TO PROSPECTUS DATED NOVEMBER 18, 2002

Harris Corporation

$150,000,000

(HARRIS LOGO)

3.5% Convertible Debentures due 2022
and
3,314,917 Shares of Common Stock Issuable Upon
Conversion of the Debentures


     This prospectus supplement supplements information contained in the prospectus dated November 18, 2002, as supplemented by prospectus supplement no. 1 dated December 10, 2002, prospectus supplement no. 2 dated February 4, 2003, prospectus supplement no. 3 dated February 19, 2003, prospectus supplement no. 4 dated March 7, 2003, prospectus supplement no. 5 dated March 21, 2003, prospectus supplement no. 6 dated June 20, 2003, and prospectus supplement no. 7 dated January 28, 2004, covering the resale by the selling securityholders of our 3.5% Convertible Debentures due 2022 and the shares of our common stock issuable upon conversion of the debentures, including preferred stock purchase rights associated with our common stock.
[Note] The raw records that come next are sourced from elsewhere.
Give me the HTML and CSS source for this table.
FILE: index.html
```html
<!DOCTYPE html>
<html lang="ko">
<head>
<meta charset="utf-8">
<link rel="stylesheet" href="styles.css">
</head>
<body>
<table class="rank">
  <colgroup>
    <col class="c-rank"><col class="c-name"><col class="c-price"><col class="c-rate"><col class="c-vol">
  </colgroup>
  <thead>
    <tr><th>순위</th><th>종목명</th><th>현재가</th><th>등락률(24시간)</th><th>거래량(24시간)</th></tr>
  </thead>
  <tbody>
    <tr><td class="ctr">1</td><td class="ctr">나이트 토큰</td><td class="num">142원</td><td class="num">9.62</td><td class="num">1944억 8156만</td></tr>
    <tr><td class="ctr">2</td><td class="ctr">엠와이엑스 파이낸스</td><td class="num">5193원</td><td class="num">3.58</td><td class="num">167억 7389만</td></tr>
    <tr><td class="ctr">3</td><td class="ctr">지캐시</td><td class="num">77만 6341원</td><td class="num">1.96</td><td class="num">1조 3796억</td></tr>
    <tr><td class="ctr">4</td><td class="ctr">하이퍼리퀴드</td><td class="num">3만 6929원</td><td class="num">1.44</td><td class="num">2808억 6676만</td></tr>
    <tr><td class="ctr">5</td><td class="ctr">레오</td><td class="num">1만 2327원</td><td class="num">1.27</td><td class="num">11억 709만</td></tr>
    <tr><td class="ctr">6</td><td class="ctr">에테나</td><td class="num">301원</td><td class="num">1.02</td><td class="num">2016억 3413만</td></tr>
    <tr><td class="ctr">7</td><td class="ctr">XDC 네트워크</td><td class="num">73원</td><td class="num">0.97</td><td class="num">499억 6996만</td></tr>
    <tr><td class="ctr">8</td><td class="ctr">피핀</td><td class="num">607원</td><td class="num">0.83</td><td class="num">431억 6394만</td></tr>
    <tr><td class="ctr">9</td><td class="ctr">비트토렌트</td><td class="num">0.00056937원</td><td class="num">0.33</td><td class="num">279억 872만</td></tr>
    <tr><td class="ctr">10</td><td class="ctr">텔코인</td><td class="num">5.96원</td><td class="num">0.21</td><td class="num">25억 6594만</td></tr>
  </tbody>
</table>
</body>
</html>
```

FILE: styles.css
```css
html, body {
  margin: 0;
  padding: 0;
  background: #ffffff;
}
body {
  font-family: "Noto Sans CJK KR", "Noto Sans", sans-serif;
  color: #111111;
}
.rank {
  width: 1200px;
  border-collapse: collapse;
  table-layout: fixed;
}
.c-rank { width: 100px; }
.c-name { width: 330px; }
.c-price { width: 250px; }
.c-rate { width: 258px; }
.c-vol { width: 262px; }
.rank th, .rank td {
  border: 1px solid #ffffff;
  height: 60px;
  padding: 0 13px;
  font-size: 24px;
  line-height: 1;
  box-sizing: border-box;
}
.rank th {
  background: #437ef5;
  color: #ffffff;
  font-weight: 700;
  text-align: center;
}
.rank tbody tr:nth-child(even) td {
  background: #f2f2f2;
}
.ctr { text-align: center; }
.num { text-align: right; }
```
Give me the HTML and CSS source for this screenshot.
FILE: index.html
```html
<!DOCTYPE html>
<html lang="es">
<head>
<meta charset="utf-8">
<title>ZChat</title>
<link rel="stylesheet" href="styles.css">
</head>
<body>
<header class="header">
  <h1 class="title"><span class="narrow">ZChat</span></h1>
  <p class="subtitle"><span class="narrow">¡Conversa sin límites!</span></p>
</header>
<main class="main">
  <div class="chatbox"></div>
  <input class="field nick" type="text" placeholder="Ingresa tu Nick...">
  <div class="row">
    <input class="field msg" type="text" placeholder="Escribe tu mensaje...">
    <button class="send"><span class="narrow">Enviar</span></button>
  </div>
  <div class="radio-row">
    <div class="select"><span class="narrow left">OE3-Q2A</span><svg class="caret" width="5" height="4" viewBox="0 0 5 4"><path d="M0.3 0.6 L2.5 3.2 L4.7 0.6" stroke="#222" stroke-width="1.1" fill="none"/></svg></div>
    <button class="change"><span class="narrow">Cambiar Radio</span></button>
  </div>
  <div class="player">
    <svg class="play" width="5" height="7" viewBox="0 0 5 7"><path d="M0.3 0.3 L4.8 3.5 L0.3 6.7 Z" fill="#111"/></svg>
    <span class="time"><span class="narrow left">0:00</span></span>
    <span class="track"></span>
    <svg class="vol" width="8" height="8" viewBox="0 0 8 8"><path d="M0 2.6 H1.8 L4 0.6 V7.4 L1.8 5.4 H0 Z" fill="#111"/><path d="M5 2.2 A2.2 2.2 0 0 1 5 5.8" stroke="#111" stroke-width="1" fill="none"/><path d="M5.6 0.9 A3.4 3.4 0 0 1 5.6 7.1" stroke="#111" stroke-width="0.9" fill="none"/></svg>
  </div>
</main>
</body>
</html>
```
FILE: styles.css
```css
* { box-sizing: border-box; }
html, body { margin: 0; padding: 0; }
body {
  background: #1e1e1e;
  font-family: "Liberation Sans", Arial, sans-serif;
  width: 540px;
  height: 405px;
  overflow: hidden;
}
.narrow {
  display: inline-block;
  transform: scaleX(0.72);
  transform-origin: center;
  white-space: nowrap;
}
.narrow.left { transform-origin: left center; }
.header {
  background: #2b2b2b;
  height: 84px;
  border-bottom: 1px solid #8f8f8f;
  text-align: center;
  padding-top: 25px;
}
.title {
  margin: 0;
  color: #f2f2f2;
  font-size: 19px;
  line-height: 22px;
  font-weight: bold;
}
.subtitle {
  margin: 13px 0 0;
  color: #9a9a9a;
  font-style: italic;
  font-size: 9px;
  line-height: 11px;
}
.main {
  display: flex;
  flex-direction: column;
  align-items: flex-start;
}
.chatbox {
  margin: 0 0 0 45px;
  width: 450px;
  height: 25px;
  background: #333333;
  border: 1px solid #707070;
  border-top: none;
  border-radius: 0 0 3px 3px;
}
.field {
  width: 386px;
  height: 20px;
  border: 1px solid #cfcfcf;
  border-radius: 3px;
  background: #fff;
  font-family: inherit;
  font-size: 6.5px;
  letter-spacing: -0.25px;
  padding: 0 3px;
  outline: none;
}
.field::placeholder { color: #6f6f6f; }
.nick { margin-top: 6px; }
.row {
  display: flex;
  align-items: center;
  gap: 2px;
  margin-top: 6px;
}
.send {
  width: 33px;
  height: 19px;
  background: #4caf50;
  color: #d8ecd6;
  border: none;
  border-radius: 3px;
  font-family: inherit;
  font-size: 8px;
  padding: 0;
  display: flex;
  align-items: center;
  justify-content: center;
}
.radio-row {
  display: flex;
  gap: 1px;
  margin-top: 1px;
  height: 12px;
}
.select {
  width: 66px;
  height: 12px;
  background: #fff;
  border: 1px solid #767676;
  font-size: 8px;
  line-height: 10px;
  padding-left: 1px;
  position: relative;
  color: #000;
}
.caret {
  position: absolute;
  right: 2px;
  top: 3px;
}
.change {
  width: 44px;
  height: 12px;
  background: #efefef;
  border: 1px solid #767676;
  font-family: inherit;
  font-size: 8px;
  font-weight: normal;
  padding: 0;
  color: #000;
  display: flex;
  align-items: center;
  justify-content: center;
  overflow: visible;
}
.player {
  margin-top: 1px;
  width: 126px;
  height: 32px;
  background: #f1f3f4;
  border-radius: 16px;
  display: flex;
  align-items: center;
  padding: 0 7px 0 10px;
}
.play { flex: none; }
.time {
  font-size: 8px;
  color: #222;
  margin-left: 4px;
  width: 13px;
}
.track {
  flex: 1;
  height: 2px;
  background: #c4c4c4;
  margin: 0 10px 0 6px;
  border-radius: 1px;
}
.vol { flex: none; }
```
This prospectus supplement no. 8 is not complete without, and may not be delivered or utilized except in connection with, the prospectus, including any amendments or supplements thereto. The terms of the debentures are set forth in the prospectus.


     Investing in the debentures or the common stock into which the debentures are convertible involves risks. See “Risk Factors” beginning on page 7 of the prospectus, and the “Forward Looking Statements and Factors that May Affect Future Results” section contained in our most recent periodic report filed with the Securities and Exchange Commission.
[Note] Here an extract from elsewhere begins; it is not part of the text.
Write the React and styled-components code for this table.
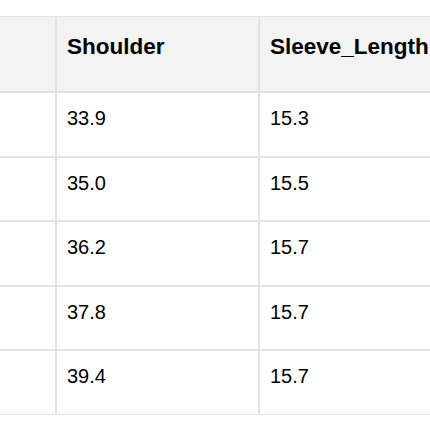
import React from "react";
import styled, { createGlobalStyle } from "styled-components";

const GlobalStyle = createGlobalStyle`
  html, body {
    margin: 0;
    padding: 0;
    background: #ffffff;
  }
  body {
    font-family: "Liberation Sans", Arial, sans-serif;
    color: #000000;
  }
`;

const Page = styled.div`
  width: 430px;
  height: 430px;
  overflow: hidden;
  padding-top: 16px;
  box-sizing: border-box;
`;

const Table = styled.table`
  border-collapse: separate;
  border-spacing: 0;
  table-layout: fixed;
  width: 462px;
`;

const Col = styled.col`
  width: ${(p) => p.$w}px;
`;

const HeadCell = styled.th`
  background: #f3f3f3;
  border: 1px solid #e2e2e2;
  border-left: ${(p) => (p.$edge ? "none" : "1px solid #e2e2e2")};
  padding: 17px 10px 31px 10px;
  font-size: 22.5px;
  line-height: 26px;
  font-weight: 700;
  text-align: left;
  color: #000000;
  white-space: nowrap;
`;

const Cell = styled.td`
  border: 1px solid #e2e2e2;
  border-left: ${(p) => (p.$edge ? "none" : "1px solid #e2e2e2")};
  padding: 13px 10px 25.6px 10px;
  font-size: 20px;
  line-height: 24px;
  text-align: left;
  color: #000000;
  white-space: nowrap;
`;

const rows = [
  { shoulder: "33.9", sleeve: "15.3" },
  { shoulder: "35.0", sleeve: "15.5" },
  { shoulder: "36.2", sleeve: "15.7" },
  { shoulder: "37.8", sleeve: "15.7" },
  { shoulder: "39.4", sleeve: "15.7" },
];

export default function App() {
  return (
    <>
      <GlobalStyle />
      <Page>
        <Table>
          <colgroup>
            <Col $w={56} />
            <Col $w={203} />
            <Col $w={203} />
          </colgroup>
          <thead>
            <tr>
              <HeadCell $edge />
              <HeadCell>Shoulder</HeadCell>
              <HeadCell>Sleeve_Length</HeadCell>
            </tr>
          </thead>
          <tbody>
            {rows.map((r, i) => (
              <tr key={i}>
                <Cell $edge />
                <Cell>{r.shoulder}</Cell>
                <Cell>{r.sleeve}</Cell>
              </tr>
            ))}
          </tbody>
        </Table>
      </Page>
    </>
  );
}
     NEITHER THE SECURITIES AND EXCHANGE COMMISSION NOR ANY STATE SECURITIES COMMISSION HAS APPROVED OR DISAPPROVED OF THESE SECURITIES OR DETERMINED IF THIS PROSPECTUS SUPPLEMENT OR THE PROSPECTUS TO WHICH IT RELATES IS TRUTHFUL, OR COMPLETE. ANY REPRESENTATION TO THE CONTRARY IS A CRIMINAL OFFENSE.


     The information in the table appearing under the caption “Selling Securityholders” in the prospectus is amended by superseding the information with respect to the following person previously listed in the prospectus or in any amendments or supplements thereto:

                         
Principal Amount
of Debentures Number of Shares
Beneficially Owned Percentage of of Common Stock
That May Be Debentures That May Be
Sold Hereby Outstanding Sold Hereby
Selling Securityholder (3) (2)(3) (1)(2)(3)




CareFirst Blue Choice, Inc.
  $ 180,000       0.1       3,978  


(1)  Assumes conversion of all of the holder’s debentures at a conversion rate of 22.0994 shares of our common stock per each $1,000 principal amount of the debentures. This conversion rate will be subject to adjustment, however, as described in the prospectus under “Description of Debentures — Conversion Rights.” As a result, the number of shares of our common stock issuable upon conversion of the debentures may increase or decrease in the future.
 
(2)  Information about any other selling securityholders that is not set forth in the prospectus or this prospectus supplement may be set forth in one or more prospectus supplements, if required. This information assumes that holders of debentures, or any future transferees, pledgees, donees or successors of or from any such holders of debentures, do not beneficially own any common stock, other than the common stock issuable upon conversion of the debentures at the initial conversion rate. In calculating these amounts, we treated as outstanding the number of shares of common stock issuable upon conversion of all of that particular holder’s debentures. However, we did not assume the conversion of any other holders’ debentures. Based upon such assumptions, no holder will own more than 1% of our common stock.
 
(3)  We are unable to obtain information as to secondary sales of the debentures and, accordingly, cannot determine the extent to which the debentures listed in this prospectus supplement consist of debentures purchased in the original offering of the debentures in August 2002 or subsequently in the secondary market. Because we are unable to make adjustments to the prospectus for secondary market sales, the prospectus will overstate the debentures held by a selling securityholder to the extent of such sales.

     We prepared this table based on the information supplied to us by the selling securityholder named in the table, and we have not sought to verify such information. Except as set forth above, to our knowledge, the selling securityholder listed above does not have, and within the past three years has not had, any material relationship with us or any of our affiliates.

The date of this prospectus supplement is August 10, 2004.